The first session of today’s second test in Adelaide could well be the most decisive session in the series. A traditional batsman paradise, the first few hours on the Adelaide pitch are generally the toughest to bat on before the track flattens out and the runs flow. A bit of batsman directed chat in this nervy time for the the top order is inevitable.

As formerly retired South African keeper Mark Boucher illustrates, good sledging can be monotonously relentless. Here he chips and chips, and chips some more, at this unlucky Zimbabwean batsmen.

Where Boucher was absolutely unforgiving on to the point of just being a prick, a good sledge need not be with out it’s humor. Even the victim can have a good laugh (hours after when they’ve cooled down a little bit). Let’s hope the Aussies have been working on their one-liners. We’ll take all the help we can get.  

Top 10 Cricket Sledges Of All Time

Dennis Lilllee (Australia) sledging the world

Dennis Lillee had a sledge that he employed against many batsmen during his much esteemed cricket career. “I can see why you are batting so badly, you’ve got some shit on the end of your bat”
At this point the batsman would usually flip his bat over and examine the end, to which Lillee would respond “Wrong end mate”

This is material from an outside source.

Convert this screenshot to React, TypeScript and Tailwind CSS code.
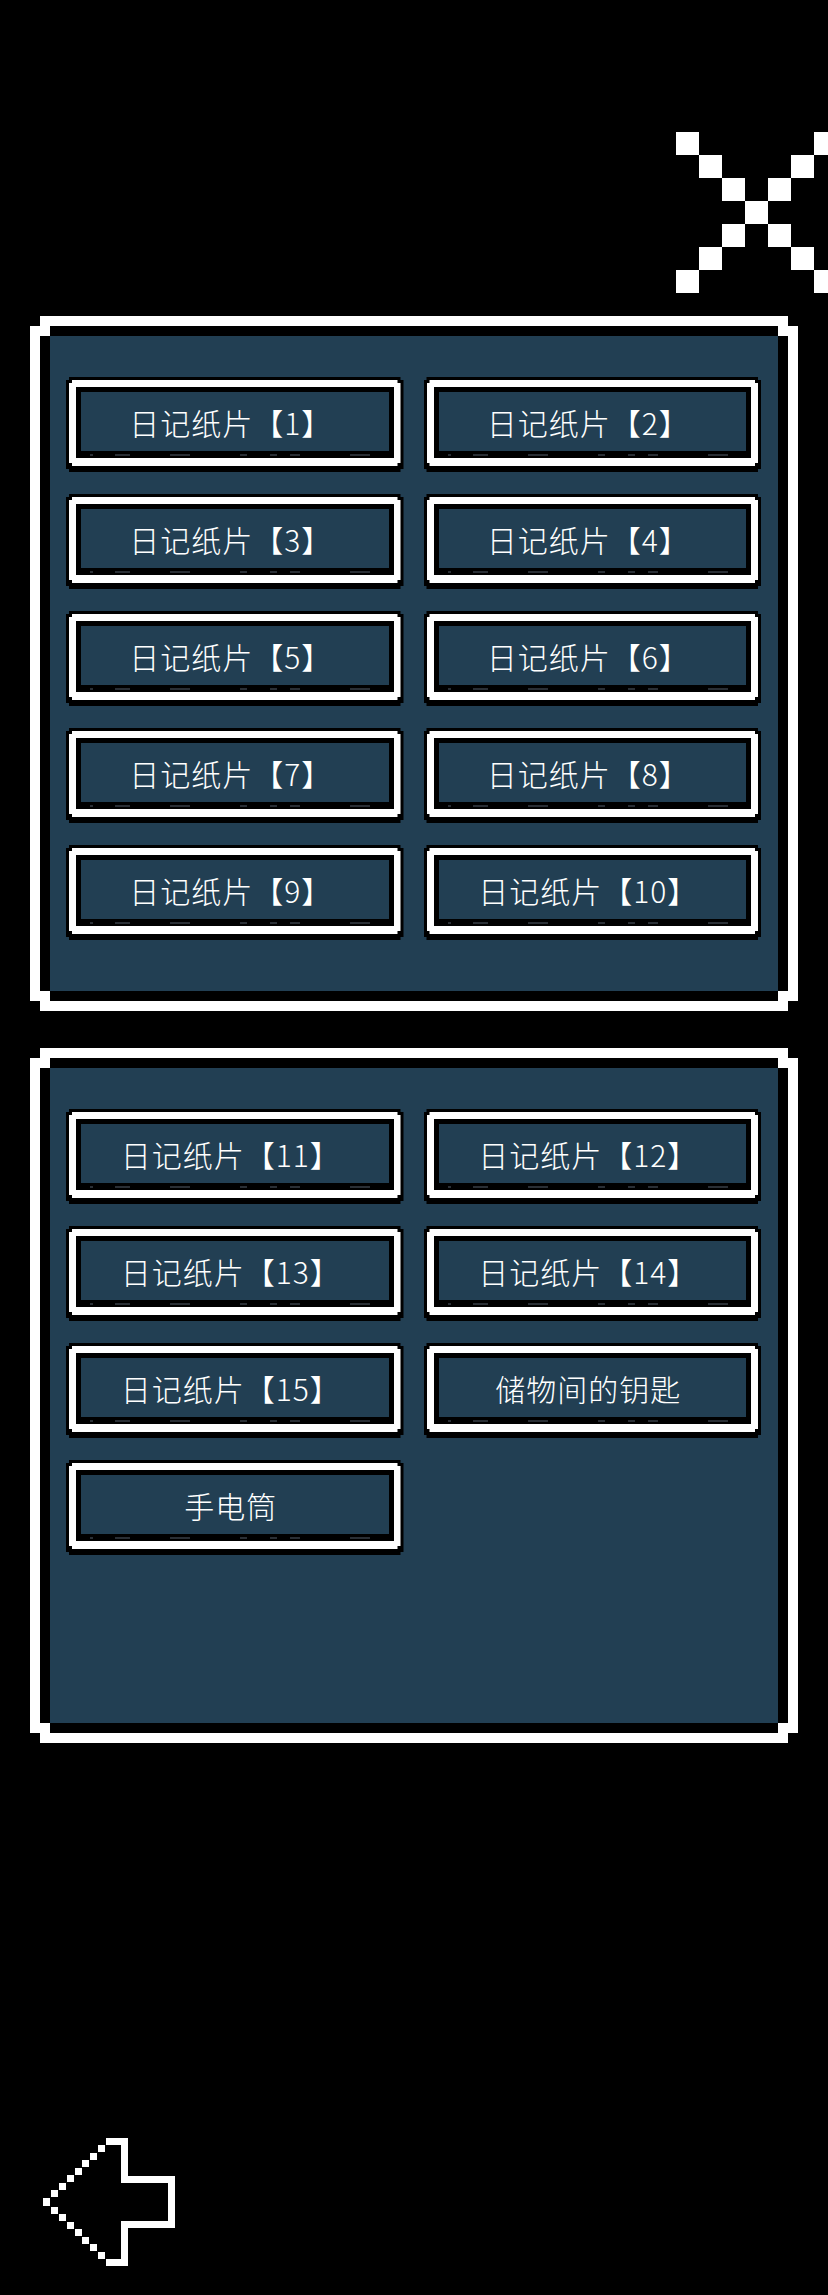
import React from 'react';

const panelClip =
  '[clip-path:polygon(10px_0,calc(100%_-_10px)_0,calc(100%_-_10px)_10px,100%_10px,100%_calc(100%_-_10px),calc(100%_-_10px)_calc(100%_-_10px),calc(100%_-_10px)_100%,10px_100%,10px_calc(100%_-_10px),0_calc(100%_-_10px),0_10px,10px_10px)]';

const btnClip =
  '[clip-path:polygon(3px_0,calc(100%_-_3px)_0,calc(100%_-_3px)_3px,100%_3px,100%_calc(100%_-_3px),calc(100%_-_3px)_calc(100%_-_3px),calc(100%_-_3px)_100%,3px_100%,3px_calc(100%_-_3px),0_calc(100%_-_3px),0_3px,3px_3px)]';

// worn specks along the bottom edge of every slot
const specks: [number, number][] = [
  [14, 3],
  [39, 15],
  [94, 20],
  [164, 7],
  [194, 7],
  [214, 10],
  [274, 20],
];

const firstPage = [
  '日记纸片【1】',
  '日记纸片【2】',
  '日记纸片【3】',
  '日记纸片【4】',
  '日记纸片【5】',
  '日记纸片【6】',
  '日记纸片【7】',
  '日记纸片【8】',
  '日记纸片【9】',
  '日记纸片【10】',
];

const secondPage = [
  '日记纸片【11】',
  '日记纸片【12】',
  '日记纸片【13】',
  '日记纸片【14】',
  '日记纸片【15】',
  '储物间的钥匙',
  '手电筒',
];

function CloseIcon() {
  const cells = [
    [0, 0], [6, 0], [1, 1], [5, 1], [2, 2], [4, 2], [3, 3],
    [2, 4], [4, 4], [1, 5], [5, 5], [0, 6], [6, 6],
  ];
  return (
    <svg width={161} height={161} viewBox="0 0 7 7" shapeRendering="crispEdges">
      {cells.map(([x, y]) => (
        <rect key={`${x}-${y}`} x={x} y={y} width={1} height={1} fill="#fff" />
      ))}
    </svg>
  );
}

function BackArrow() {
  const steps = Array.from({ length: 8 }, (_, i) => ({
    x: 68 - i * 7.8,
    y: 24 + i * 7.57,
  }));
  return (
    <svg width={160} height={160} viewBox="0 0 160 160" shapeRendering="crispEdges">
      <g fill="#fff">
        <rect x={76} y={17} width={22} height={7} />
        <rect x={91} y={17} width={7} height={45} />
        <rect x={91} y={55} width={54} height={7} />
        <rect x={138} y={55} width={7} height={52} />
        <rect x={91} y={100} width={54} height={7} />
        <rect x={91} y={100} width={7} height={45} />
        <rect x={76} y={138} width={22} height={7} />
        {steps.map((s, i) => (
          <React.Fragment key={i}>
            <rect x={s.x} y={s.y} width={7} height={7} />
            <rect x={s.x} y={162 - s.y - 7} width={7} height={7} />
          </React.Fragment>
        ))}
      </g>
    </svg>
  );
}

function ItemSlot({ label }: { label: string }) {
  return (
    <button
      type="button"
      className={`h-[95px] w-full bg-black px-[3px] pt-[3px] pb-[6px] ${btnClip}`}
    >
      <div className={`h-full bg-white px-[7px] pt-[7px] pb-[8px] ${btnClip}`}>
        <div className="relative h-full bg-black px-[5px] pt-[5px] pb-[7px]">
          <div className="flex h-full items-center justify-center bg-[#223f53] pr-[8px] font-['Noto_Sans_CJK_SC','Noto_Sans',sans-serif] text-[30px] font-light leading-none tracking-[1px] text-white">
            {label}
          </div>
          {specks.map(([left, w]) => (
            <span
              key={left}
              className="absolute bottom-[2px] h-[2px] bg-[#2a2f35]"
              style={{ left, width: w }}
            />
          ))}
        </div>
      </div>
    </button>
  );
}

function ItemPanel({ items }: { items: string[] }) {
  return (
    <div className={`mx-[30px] h-[695px] bg-white p-[10px] ${panelClip}`}>
      <div className={`h-full bg-black p-[10px] ${panelClip}`}>
        <div className="h-full bg-[#223f53] pt-[41px] pl-[16px] pr-[17px]">
          <div className="grid grid-cols-2 gap-x-[20px] gap-y-[22px]">
            {items.map((label) => (
              <ItemSlot key={label} label={label} />
            ))}
          </div>
        </div>
      </div>
    </div>
  );
}

export default function App() {
  return (
    <div className="h-[2295px] w-[828px] overflow-hidden bg-black pt-[132px]">
      <div className="flex justify-end -mr-[9px]">
        <CloseIcon />
      </div>
      <div className="mt-[23px] flex flex-col gap-[37px]">
        <ItemPanel items={firstPage} />
        <ItemPanel items={secondPage} />
      </div>
      <div className="ml-[30px] mt-[378px]">
        <BackArrow />
      </div>
    </div>
  );
}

Merv Hughes (Australia) to Javed Miandad (Pakistan)

Javed: “You should be a bus driver, you are to fat to be playing cricket.”
A few overs later Merv dismissed Javed. “Tickets please”, Merv called out as he ran past the departing batsman.

Craig McDermott (Australia) to Phil Tufnell(England)
Tufnell had just bowled out McDermott on a wild wicket. “You’ve got to bat on this in a minute, Tuffers. Hospital food suit you?”

Ian Healy (Australia) to Arjuna Ranatunga (Sri Lanka)

Shane Warne, trying to tempt Arjuna Ranatunga out of his crease mused what it took to get the plump character to get out of his crease and drive.
Wicketkeeper Ian Healy had an idea “Put a Mars Bar on a good length. That should do it.”

Merv Hughes (Australia) to Graham Gooch (England)

England opening batsman and captain Graham Gooch had missed a few deliveries from Australia’s Merv Hughes.
Merv Hughes’ words of encouragement were “I’ll get you a piano instead – see if you can play that.”

Ian Healy (Australia) & Arjuna Ranatunga (Sri Lanka)

Ranatunga called for a runner on a hot night during a one day match in Sydney.
Healy’s reply was “You don’t get a runner for being an overweight, unfit, fat c@#t”

Viv Richards (West Indies) and Merv Hughes (Australia)

Sometimes, verbal sledging is simply not enough.
Viv Richards hit Merv Hughes for four consecutive boundaries in one single over.
Merv’s response was to stop halfway down the pitch, fart loudly, and say to Viv: “Let’s see you hit that to the boundary!”

Rod Marsh (Aus) and Ian Botham(Eng)

One of the most famous sledging incidents is by far one of the best.
Rod Marsh : “So how’s your wife and my kids?”
Ian Botham : “The wife is fine but the kids are retarded”

Merv Hughes (Australia) and Robin Smith (England)

Merv Hughes “You can’t fucking bat”.
Next ball, Merv was hit to the fence, Robin Smith replied: “Hey Merv, we make a fine pair. I can’t fucking bat and you can’t fucking bowl.”

Daryll Cullinan (South Africa) and Shane Warne(Australia)

As Cullinan was heading out to the wicket, Warne told him he had been waiting 2 years for another chance to humiliate him.
Cullinan replied.”Looks like you spent it eating.”